If you've only paid the developer 10%, you're short. You'll need to pay an additional 5–10% cash before the bank approves your loan. Many buyers discover this gap at delivery and scramble to refinance or borrow from family.
When to Talk to a Bank vs a Property Consultant
Talk to a bank first if:
- You want to know your maximum loan amount before you start searching
- You're self-employed or have variable income (banks need extra documentation)

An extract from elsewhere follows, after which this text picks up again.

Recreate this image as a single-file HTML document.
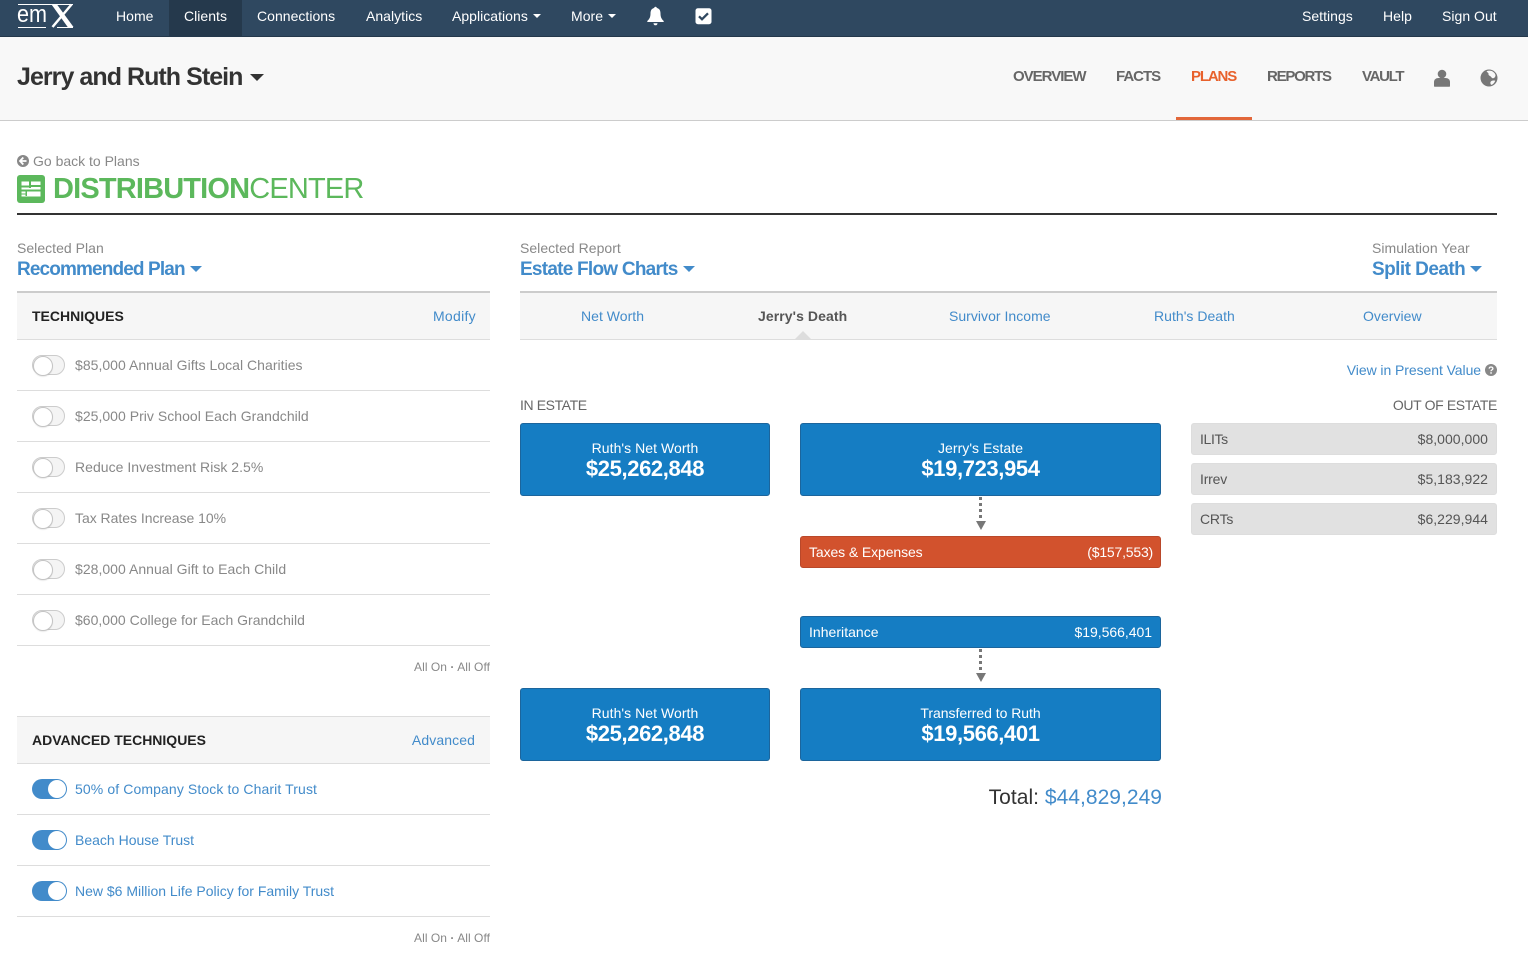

- You're comparing mortgage rates across banks
Talk to a property consultant (like RE/MAX Jareed) first if:
- You're unsure which area or compound fits your budget
- You want to see resale inventory that isn't listed on portals
- You need help structuring an offer that accommodates your down payment and timeline
We coordinate with bank representatives to streamline pre-approval and ensure the property you choose qualifies for financing. Most buyers benefit from starting with both conversations in parallel.
Final Word
The 15–20% down payment is the industry standard, but your actual number depends on your income, the property price, and whether you're buying ready or off-plan. Save for closing costs on top of the down payment. And if you're EGP 100,000–200,000 short, consider extending your timeline or adjusting your target area rather than stretching into a mortgage you can't comfortably service.
West Cairo offers entry points from EGP 2.5 million (October Gardens, Dreamland) to EGP 7+ million (Allegria, Sodic West). The question isn't whether you can afford a property—it's which one fits your current savings and income without overextending.